Though being an environmentally conscious designer is a challenge, it fuels her creativity. There are many different knitting stitches and techniques, and when things aren’t working in one area, she makes them work in another. She understands the organic shapes of pieced together clothes aren’t for everyone, but they don’t have to be.
Zanna hopes that her consciousness as a designer sparks conversations that encourage and even provoke consumers to reflect on their buying habits. “Fashion is a statement of identity, and you can’t have a statement of identity without reflecting on society”, which is why she wants to consider her voice and continually evolve to make sure that she is always making a difference. This core of her brand is aimed to create a domino effect on her customers as well. “We’ll learn from each other”, she said, highlighting that such learning doesn’t need to be depressing. Though confronting serious issues and tackling tough questions, “I think it is important to remember we can be playful and have a nice time while we’re here on Earth”, her clothes being a bright expression of this perspective.

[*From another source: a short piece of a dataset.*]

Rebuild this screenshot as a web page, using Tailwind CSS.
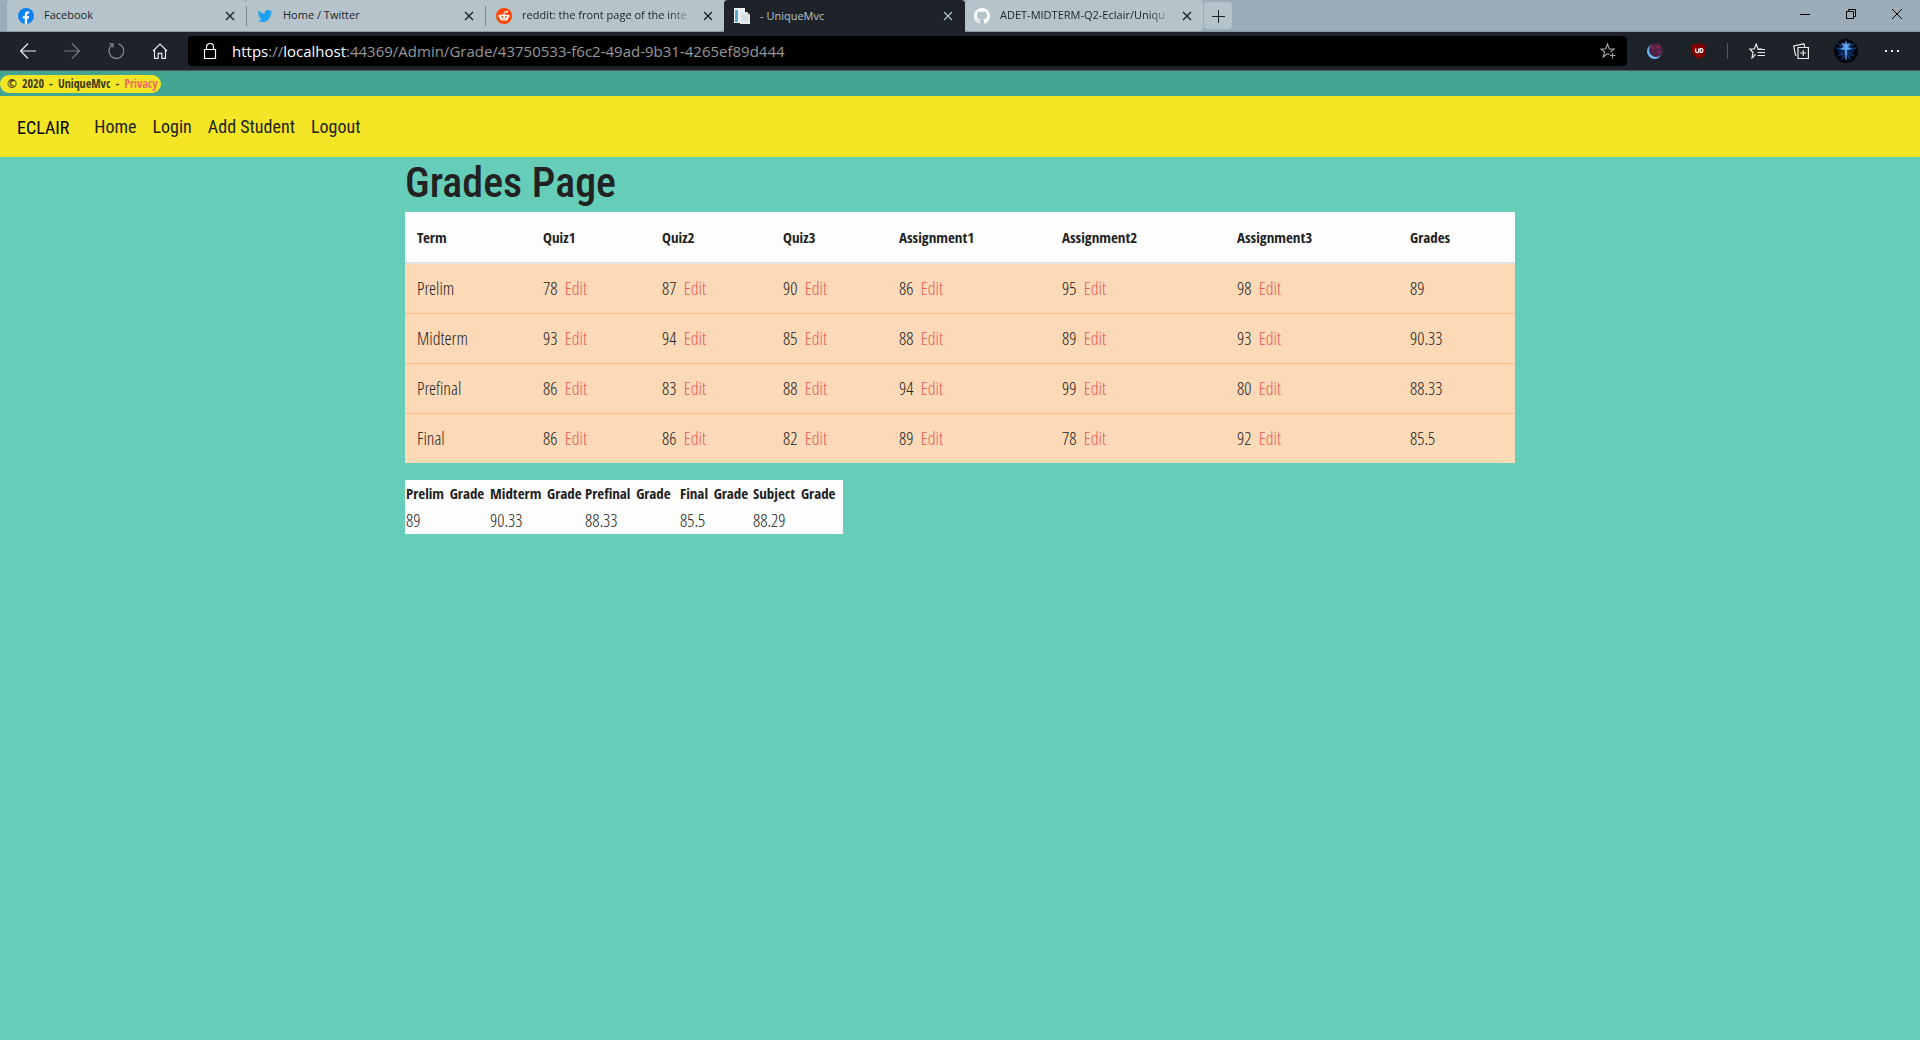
<!DOCTYPE html>
<html lang="en">
<head>
<meta charset="utf-8">
<title>- UniqueMvc</title>
<script src="https://cdn.jsdelivr.net/npm/@tailwindcss/browser@4"></script>
</head>
<body class="min-h-screen bg-[#66cdb8] font-['Open_Sans_Condensed_Light','Open_Sans_Condensed','Roboto_Condensed',sans-serif] text-[#222222]">

<div class="font-['Open_Sans','Noto_Sans',sans-serif]">
  <!-- Tab strip -->
  <div class="flex h-8 border-b border-[#8799a5] bg-[#9cadb9] pl-[7px] text-[11px] text-[#20262c]">
    <div class="flex w-[239px] items-center rounded-t bg-[#b5c4cb] pl-[11px] pr-[10px]">
      <svg class="size-4 shrink-0" viewBox="0 0 16 16"><circle cx="8" cy="8" r="8" fill="#0c82f2"/><path d="M6.800 16v-5.500H4.800V8.200h2V6.500c0-2 1.200-3.100 3-3.100.7 0 1.400.1 1.400.1v1.900h-.9c-.9 0-1.200.6-1.200 1.200v1.600h2.100l-.4 2.300H9.100V16z" fill="#fff"/></svg>
      <span class="ml-[10px] min-w-0 flex-1 whitespace-nowrap">Facebook</span>
      <button aria-label="Close tab" class="ml-2"><svg class="size-3" viewBox="0 0 12 12" fill="none" stroke="#1b2228" stroke-width="1.400"><path d="M2 2l8 8M10 2l-8 8"/></svg></button>
    </div>
    <div class="flex w-[239px] items-center bg-[#b5c4cb] pr-[10px]">
      <span class="h-5 w-px bg-[#7a8790]"></span>
      <svg class="ml-[10px] size-4 shrink-0" viewBox="-1 -1 26 26" fill="#1da1f2"><path d="M23.950 4.570a10 10 0 01-2.820.775 4.958 4.958 0 002.163-2.723c-.951.555-2.005.959-3.127 1.184a4.920 4.920 0 00-8.384 4.482C7.690 8.095 4.067 6.130 1.640 3.162a4.822 4.822 0 00-.666 2.475c0 1.710.870 3.213 2.188 4.096a4.904 4.904 0 01-2.228-.616v.06a4.923 4.923 0 003.946 4.827 4.996 4.996 0 01-2.212.085 4.936 4.936 0 004.604 3.417 9.867 9.867 0 01-6.102 2.105c-.390 0-.779-.023-1.170-.067a13.995 13.995 0 007.557 2.209c9.053 0 13.998-7.496 13.998-13.985 0-.210 0-.420-.015-.630A9.935 9.935 0 0024 4.590z"/></svg>
      <span class="ml-[10px] min-w-0 flex-1 whitespace-nowrap">Home / Twitter</span>
      <button aria-label="Close tab" class="ml-2"><svg class="size-3" viewBox="0 0 12 12" fill="none" stroke="#1b2228" stroke-width="1.400"><path d="M2 2l8 8M10 2l-8 8"/></svg></button>
    </div>
    <div class="flex w-[239px] items-center rounded-br bg-[#b5c4cb] pr-[10px]">
      <span class="h-5 w-px bg-[#7a8790]"></span>
      <svg class="ml-[10px] size-4 shrink-0" viewBox="0 0 16 16"><circle cx="8" cy="8" r="8" fill="#ff4500"/><ellipse cx="8" cy="9.500" rx="4.500" ry="3.300" fill="#fff"/><circle cx="3.600" cy="8" r="1.200" fill="#fff"/><circle cx="12.400" cy="8" r="1.200" fill="#fff"/><circle cx="11" cy="3.800" r="1" fill="#fff"/><path d="M8 6.500l.7-3 2.300.4" stroke="#fff" stroke-width=".8" fill="none"/><circle cx="6.200" cy="9" r=".9" fill="#ff4500"/><circle cx="9.800" cy="9" r=".9" fill="#ff4500"/><path d="M6.200 11q1.800 1.200 3.600 0" stroke="#ff4500" stroke-width=".6" fill="none"/></svg>
      <span class="ml-[10px] min-w-0 flex-1 whitespace-nowrap mask-r-from-85%">reddit: the front page of the inte</span>
      <button aria-label="Close tab" class="ml-2"><svg class="size-3" viewBox="0 0 12 12" fill="none" stroke="#1b2228" stroke-width="1.400"><path d="M2 2l8 8M10 2l-8 8"/></svg></button>
    </div>
    <div class="-mb-px flex w-[241px] items-center rounded-t bg-[#1e2229] pl-[10px] pr-[11px] text-[#b5c4cb]">
      <svg class="size-4 shrink-0" viewBox="0 0 16 16"><path d="M0 0h11v15H0z" fill="#eef3f6"/><path d="M1 2h3v12H1z" fill="#58a9d8"/><path d="M6 4h7l3 3v9H6z" fill="#e4e9ec"/><path d="M8 8h5M8 10h6M8 12h6" stroke="#c6cfd5"/><path d="M13 4v3h3" fill="#cbd2d7"/></svg>
      <span class="ml-[10px] min-w-0 flex-1 whitespace-nowrap">- UniqueMvc</span>
      <button aria-label="Close tab" class="ml-2"><svg class="size-3" viewBox="0 0 12 12" fill="none" stroke="#b5c4cb" stroke-width="1.200"><path d="M2 2l8 8M10 2l-8 8"/></svg></button>
    </div>
    <div class="flex w-[238px] items-center rounded-t rounded-b bg-[#b5c4cb] pl-[9px] pr-[10px]">
      <svg class="size-4 shrink-0" viewBox="0 0 16 16" fill="#fff"><path fill-rule="evenodd" d="M8 0C3.580 0 0 3.580 0 8c0 3.540 2.290 6.530 5.470 7.590.4.070.55-.17.55-.38 0-.19-.01-.82-.01-1.490-2.010.37-2.530-.49-2.690-.94-.09-.23-.48-.94-.82-1.130-.28-.15-.68-.52-.01-.53.63-.01 1.080.58 1.230.82.72 1.210 1.870.87 2.330.66.07-.52.28-.87.51-1.070-1.780-.2-3.640-.89-3.640-3.950 0-.87.31-1.590.82-2.150-.08-.2-.36-1.020.08-2.120 0 0 .67-.21 2.200.82.64-.18 1.320-.27 2-.27s1.360.09 2 .27c1.530-1.040 2.200-.82 2.200-.82.44 1.100.16 1.920.08 2.120.51.56.82 1.270.82 2.150 0 3.070-1.870 3.750-3.650 3.950.29.25.54.73.54 1.480 0 1.070-.01 1.930-.01 2.200 0 .21.15.46.55.38A8.010 8.010 0 0016 8c0-4.420-3.580-8-8-8z"/></svg>
      <span class="ml-[10px] min-w-0 flex-1 whitespace-nowrap mask-r-from-85%">ADET-MIDTERM-Q2-Eclair/Uniqu</span>
      <button aria-label="Close tab" class="ml-2"><svg class="size-3" viewBox="0 0 12 12" fill="none" stroke="#1b2228" stroke-width="1.400"><path d="M2 2l8 8M10 2l-8 8"/></svg></button>
    </div>
    <button aria-label="New tab" class="my-[2px] ml-px flex w-7 items-center justify-center rounded-sm bg-[#b5c4cb]"><svg class="size-[14px]" viewBox="0 0 14 14" stroke="#1b2228" fill="none"><path d="M7.500 1v13M1 7.500h13"/></svg></button>
    <div class="ml-auto flex h-7 text-black">
      <button aria-label="Minimize" class="flex w-[46px] items-center justify-center"><svg class="size-[10px]" viewBox="0 0 10 10" stroke="currentColor"><path d="M0 5.500h10"/></svg></button>
      <button aria-label="Restore" class="flex w-[46px] items-center justify-center"><svg class="size-[10px]" viewBox="0 0 10 10" stroke="currentColor" fill="none"><path d="M.5 2.500h7v7h-7zM2.500 2.500v-2h7v7h-2"/></svg></button>
      <button aria-label="Close" class="flex w-[46px] items-center justify-center"><svg class="size-[10px]" viewBox="0 0 10 10" stroke="currentColor"><path d="M0 0l10 10M10 0L0 10"/></svg></button>
    </div>
  </div>

  <!-- Toolbar -->
  <div class="flex h-[39px] items-center border-b border-[#55575b] bg-[#1e2229] text-[#e8eaec]">
    <div class="flex w-[188px] gap-7 pl-5">
      <button aria-label="Back"><svg class="size-4" viewBox="0 0 16 16" fill="none" stroke="currentColor" stroke-width="1.200"><path d="M16 8H1M8 .5L.7 8 8 15.500"/></svg></button>
      <button aria-label="Forward" class="text-[#74777c]"><svg class="size-4" viewBox="0 0 16 16" fill="none" stroke="currentColor" stroke-width="1.200"><path d="M0 8h15M8 .5L15.300 8 8 15.500"/></svg></button>
      <button aria-label="Refresh" class="text-[#8a8d91]"><svg class="size-4" viewBox="0 0 16 16" fill="none" stroke="currentColor" stroke-width="1.200"><path d="M10.500 .9A7.400 7.400 0 1 1 4.200 1.900M1.500 .8h3.500v3.700"/></svg></button>
      <button aria-label="Home"><svg class="size-4" viewBox="0 0 16 16" fill="none" stroke="currentColor" stroke-width="1.200"><path d="M1 8l7-7 7 7M2.500 7v8.400h3.700v-5h3.600v5h3.700V7"/></svg></button>
    </div>
    <div class="flex h-[30px] flex-1 items-center rounded bg-black pl-[15px] pr-[11px]">
      <svg class="h-4 w-[14px]" viewBox="0 0 14 16" fill="none" stroke="#fff" stroke-width="1.200"><path d="M1.500 6.500h11v9h-11zM3.500 6V4a3.500 3.500 0 0 1 7 0v2"/></svg>
      <div class="ml-[15px] flex-1 text-[15px] text-[#96989a]"><span class="text-white">https</span>://<span class="text-white">localhost</span>:44369/Admin/Grade/43750533-f6c2-49ad-9b31-4265ef89d444</div>
      <button aria-label="Add to favorites"><svg class="size-4" viewBox="0 0 16 16" fill="none" stroke="#a5a7a9" stroke-width="1.100"><path d="M9.500 11.800l-2-1.200L3.300 14l1.400-5L1 6h4.700L7.500 1l1.800 5H14l-3.500 2.800M12.500 10v5.500M10 12.500h5.500"/></svg></button>
    </div>
    <div class="flex w-[293px] items-center pl-5">
      <button aria-label="Extension"><svg class="size-4" viewBox="0 0 16 16"><circle cx="7.500" cy="8.500" r="7.500" fill="#69b9f0"/><circle cx="9" cy="7" r="7" fill="#4d2445"/><circle cx="6" cy="5" r="1.500" fill="#8a2450"/><circle cx="11" cy="4" r="1.300" fill="#a52855"/><circle cx="12" cy="9" r="1.200" fill="#912b55"/></svg></button>
      <button aria-label="Ad blocker" class="ml-7"><svg class="size-4" viewBox="0 0 16 16"><path d="M8 0c2 1.200 4.500 1.500 7 1.500V9c0 3.200-4 5.500-7 7-3-1.500-7-3.800-7-7V1.500C3.500 1.500 6 1.200 8 0z" fill="#800000"/><path d="M4.700 5.500v2.700q0 1.400 1.500 1.400t1.500-1.400V5.500M9.200 5.500v4h.8q1.800 0 1.800-2t-1.800-2z" fill="none" stroke="#fff" stroke-width="1.200"/></svg></button>
      <span class="ml-[20px] h-4 w-px bg-[#55595e]"></span>
      <button aria-label="Favorites" class="ml-[21px]"><svg class="size-4" viewBox="0 0 16 16" fill="none" stroke="currentColor" stroke-width="1.200"><path d="M6.500 11.500L3 15l1-5.500L.8 6h4.500L7.200 1l1.900 5h4M8.500 6.500H16M8.500 9.500H16M8.500 12.500H16"/></svg></button>
      <button aria-label="Collections" class="ml-7"><svg class="size-4" viewBox="0 0 16 16" fill="none" stroke="currentColor" stroke-width="1.200"><path d="M5 4.500h10.400v11H5zM10.200 7v6M7.200 10h6M3.500 12.500l-1-.5L.7 3 11 .8l.7 3"/></svg></button>
      <button aria-label="Profile" class="ml-[25px]"><svg class="size-6" viewBox="0 0 24 24"><circle cx="12" cy="12" r="12" fill="#04060d"/><circle cx="12" cy="11" r="8" fill="#0a1f4c"/><path d="M12 10L3 4M12 10l9-6M12 11L2 9M12 11l10-2M12 12L4 17M12 12l8 5M12 12L8 21M12 12l4 9" stroke="#1c4f9c" stroke-width=".9"/><path d="M12 1l1 4 4-1-3 4 4 2-5 1-.5 10h-1L11 11l-5-1 4-2-3-4 4 1z" fill="#5ea0e4"/></svg></button>
      <button aria-label="Settings and more" class="ml-[26px]"><svg class="size-4" viewBox="0 0 16 16" fill="currentColor"><path d="M1 7h2v2H1zM7 7h2v2H7zM13 7h2v2h-2z"/></svg></button>
    </div>
  </div>
</div>

<!-- Footer strip -->
<footer class="flex h-[25px] items-center bg-[#41a592]">
  <div class="flex h-[18px] w-[161px] items-center gap-[5px] rounded-full bg-[#f4e625] pl-[7px] font-['Open_Sans_Condensed',sans-serif] text-xs font-bold text-[#3f3b12]"><span>©</span><span>2020</span><span>-</span><span>UniqueMvc</span><span>-</span><a href="#" class="text-[#f16d62]">Privacy</a></div>
</footer>

<nav class="flex h-[61px] items-center bg-[#f4e625] pl-[17px] font-['Roboto_Condensed',sans-serif] text-lg leading-7">
  <a href="#" class="mr-[25px] pt-[3px] text-black">ECLAIR</a>
  <div class="flex gap-4 pt-px">
    <a href="#">Home</a>
    <a href="#">Login</a>
    <a href="#">Add Student</a>
    <a href="#">Logout</a>
  </div>
</nav>

<main class="mx-auto max-w-[1110px]">
  <h1 class="pb-[3px] font-['Roboto_Condensed',sans-serif] text-[42px] leading-[52px] font-medium">Grades Page</h1>

  <table class="mb-[17px] w-full table-fixed border-separate border-spacing-0 bg-[#fcd9b7] text-left text-lg leading-[25px] [&_a]:ml-1 [&_a]:text-[#e95a5a] [&_td]:px-3 [&_td]:py-3 [&_th]:px-3">
    <colgroup><col class="w-[126px]"><col class="w-[119px]"><col class="w-[121px]"><col class="w-[116px]"><col class="w-[163px]"><col class="w-[175px]"><col class="w-[173px]"><col class="w-[117px]"></colgroup>
    <thead class="bg-[#fdfdfd] font-['Open_Sans_Condensed',sans-serif] text-[15px] [&_th]:h-[52px] [&_th]:border-b-2 [&_th]:border-[#dde0e4]">
      <tr><th>Term</th><th>Quiz1</th><th>Quiz2</th><th>Quiz3</th><th>Assignment1</th><th>Assignment2</th><th>Assignment3</th><th>Grades</th></tr>
    </thead>
    <tbody class="[&_tr+tr_td]:border-t [&_tr+tr_td]:border-[#f9bb78]">
      <tr><td>Prelim</td><td>78 <a href="#">Edit</a></td><td>87 <a href="#">Edit</a></td><td>90 <a href="#">Edit</a></td><td>86 <a href="#">Edit</a></td><td>95 <a href="#">Edit</a></td><td>98 <a href="#">Edit</a></td><td>89</td></tr>
      <tr><td>Midterm</td><td>93 <a href="#">Edit</a></td><td>94 <a href="#">Edit</a></td><td>85 <a href="#">Edit</a></td><td>88 <a href="#">Edit</a></td><td>89 <a href="#">Edit</a></td><td>93 <a href="#">Edit</a></td><td>90.33</td></tr>
      <tr><td>Prefinal</td><td>86 <a href="#">Edit</a></td><td>83 <a href="#">Edit</a></td><td>88 <a href="#">Edit</a></td><td>94 <a href="#">Edit</a></td><td>99 <a href="#">Edit</a></td><td>80 <a href="#">Edit</a></td><td>88.33</td></tr>
      <tr><td>Final</td><td>86 <a href="#">Edit</a></td><td>86 <a href="#">Edit</a></td><td>82 <a href="#">Edit</a></td><td>89 <a href="#">Edit</a></td><td>78 <a href="#">Edit</a></td><td>92 <a href="#">Edit</a></td><td>85.5</td></tr>
    </tbody>
  </table>

  <table class="w-[438px] table-fixed bg-[#fdfdfd] text-left text-lg leading-[27px] [&_span]:ml-[2px] [&_td]:p-0 [&_td]:pl-px [&_th]:whitespace-nowrap [&_th]:p-0 [&_th]:pl-px">
    <colgroup><col class="w-[84px]"><col class="w-[95px]"><col class="w-[95px]"><col class="w-[73px]"><col class="w-[91px]"></colgroup>
    <thead class="font-['Open_Sans_Condensed',sans-serif] text-[15px] leading-[27px]"><tr><th>Prelim <span>Grade</span></th><th>Midterm <span>Grade</span></th><th>Prefinal <span>Grade</span></th><th>Final <span>Grade</span></th><th>Subject <span>Grade</span></th></tr></thead>
    <tbody><tr><td>89</td><td>90.33</td><td>88.33</td><td>85.5</td><td>88.29</td></tr></tbody>
  </table>
</main>
</body>
</html>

Mean Child, the proposed name of her brand, feels like the perfect encompassment of what she wants it to stand for. Inspired by the joking nickname her mom gave to one of Zanna’s siblings, Mean Child ties her brand back to home while representing the lighthearted edginess she plans to continue creating. Moreover, the juxtaposition of ‘mean’ to ‘child’ mimics the contrast her fun clothing poses in fighting the darkness of climate change. It is also a good reminder to have a little bit of meanness (or rather stubbornness) when pushing back on the sometimes thoughtless relationship among consumers, creators, and the ecosystems that sustains us.
As far as the planet is concerned, this is no time to cast off. Zanna’s most recent collection is reflective of her optimism for the future, “We forget we can do something as an individual. Eventually individual change can become mass change”. So let us go forth and be mean children- questioning, growing, and enjoying the process colorfully.